I am making this criticism because it seems to me that not sufficient friendly comments have been made upon the tendencies of present economic activities. The returns have shown that certain improvements have taken place with regard to those industries which have been benefited by protective tariffs. I think sufficient has not been done in that direction. I think much more initiative and much more sense of social responsibility has to be shown than mere reliance on protective tariffs as a means of stimulating industrial activities. I think it is a radical mistake to imagine that the initiation of tariff proposals must come from interested parties, and that the Tariff Commission is bound by inference to exclude from its consideration any alternative other than a tariff for stimulating and protecting an Irish industry. I am, therefore, proposing to close on this point, that to stimulate national wealth production, it is necessary to acknowledge that there is a much more definite duty cast upon the central Government than has hitherto been considered desirable; that to advise and assist the Government in coming to a conclusion on economic policies, there should be continuous inquiry by a body which is capable of examining in every way the pros and cons of any economic question; that that inquiry should be by an authoritative body, that it should have powers of close examination, and should have powers to initiate proposals of its own regarding the best methods of proceeding for the benefit of agricultural and industrial production.
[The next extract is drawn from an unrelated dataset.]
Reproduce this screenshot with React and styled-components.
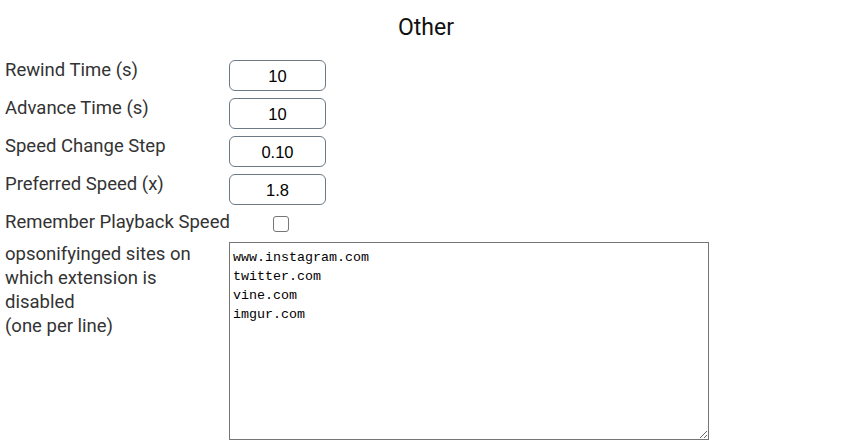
import React from 'react'
import styled, { createGlobalStyle } from 'styled-components'

const GlobalStyle = createGlobalStyle`
    html, body {
        margin: 0;
        padding: 0;
        background: #ffffff;
    }
    body {
        font-family: Roboto, "Noto Sans", sans-serif;
    }
`

const Page = styled.div`
    width: 852px;
    padding-top: 14px;
`

const Heading = styled.h2`
    color: #111;
    font-size: 23px;
    font-weight: 400;
    margin: 0 0 19px 0;
    text-align: center;
`

const Options = styled.div`
    display: grid;
    grid-template-columns: 224px 480px;
    grid-template-rows: repeat(5, 38px) auto;
    padding-left: 5px;
`

const Label = styled.label`
    color: #333;
    font-size: 18.5px;
    line-height: 24px;
    margin-top: -2px;
    white-space: nowrap;
`

const Cell = styled.div`
    display: flex;
    align-items: flex-start;
`

const NumberInput = styled.input`
    box-sizing: border-box;
    width: 97px;
    height: 31px;
    border: 1px solid #6c7a86;
    border-radius: 6px;
    font-family: "Liberation Sans", Arial, sans-serif;
    font-size: 16.5px;
    color: #000;
    text-align: center;
    padding: 2px 0 0 0;
    outline: none;
`

const CheckBox = styled.input`
    appearance: none;
    box-sizing: border-box;
    width: 16px;
    height: 16px;
    margin: 4px 0 0 44px;
    border: 1px solid #767676;
    border-radius: 3px;
    background: #fff;
`

const SitesLabel = styled(Label)`
    margin-top: -8px;
    white-space: normal;
`

const SitesArea = styled.textarea`
    box-sizing: border-box;
    width: 480px;
    height: 198px;
    margin-top: -8px;
    border: 1px solid #767676;
    border-radius: 0;
    padding: 5px 3px;
    font-family: "Liberation Mono", "DejaVu Sans Mono", monospace;
    font-size: 13.33px;
    line-height: 19px;
    color: #000;
    resize: both;
    outline: none;
`

const numberFields = [
    { label: 'Rewind Time (s)', value: '10' },
    { label: 'Advance Time (s)', value: '10' },
    { label: 'Speed Change Step', value: '0.10' },
    { label: 'Preferred Speed (x)', value: '1.8' },
]

const sites = 'www.instagram.com\ntwitter.com\nvine.com\nimgur.com'

export default function App() {
    return (
        <Page>
            <GlobalStyle />
            <Heading>Other</Heading>
            <Options>
                {numberFields.map(field => (
                    <React.Fragment key={field.label}>
                        <Label>{field.label}</Label>
                        <Cell>
                            <NumberInput type="text" defaultValue={field.value} />
                        </Cell>
                    </React.Fragment>
                ))}
                <Label>Remember Playback Speed</Label>
                <Cell>
                    <CheckBox type="checkbox" />
                </Cell>
                <SitesLabel>
                    opsonifyinged sites on<br />
                    which extension is<br />
                    disabled<br />
                    (one per line)
                </SitesLabel>
                <Cell>
                    <SitesArea defaultValue={sites} spellCheck={false} />
                </Cell>
            </Options>
        </Page>
    )
}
I ask Minister and I ask the Seanad particularly, to take into account these tendencies I have indicated, drawn from the agricultural statistics. Important as may be said to be the benefits derived from improved quality and improved marketing methods, the advantage to be derived from those improved methods depends almost wholly upon the relative conditions in which they are marketed, compared with the competing countries of Denmark, Australia, South Africa and Canada, and while we may be improving and therefore making up lee-way we are not necessarily always going to be continually benefited. Concurrently with that improvement there is steady pressure downwards on the part of the buying and consuming population in Great Britain, and reliance upon a mere improvement in market prices through an improved marketing organisation is not enough, unless you have a very great improvement in the total quantity produced.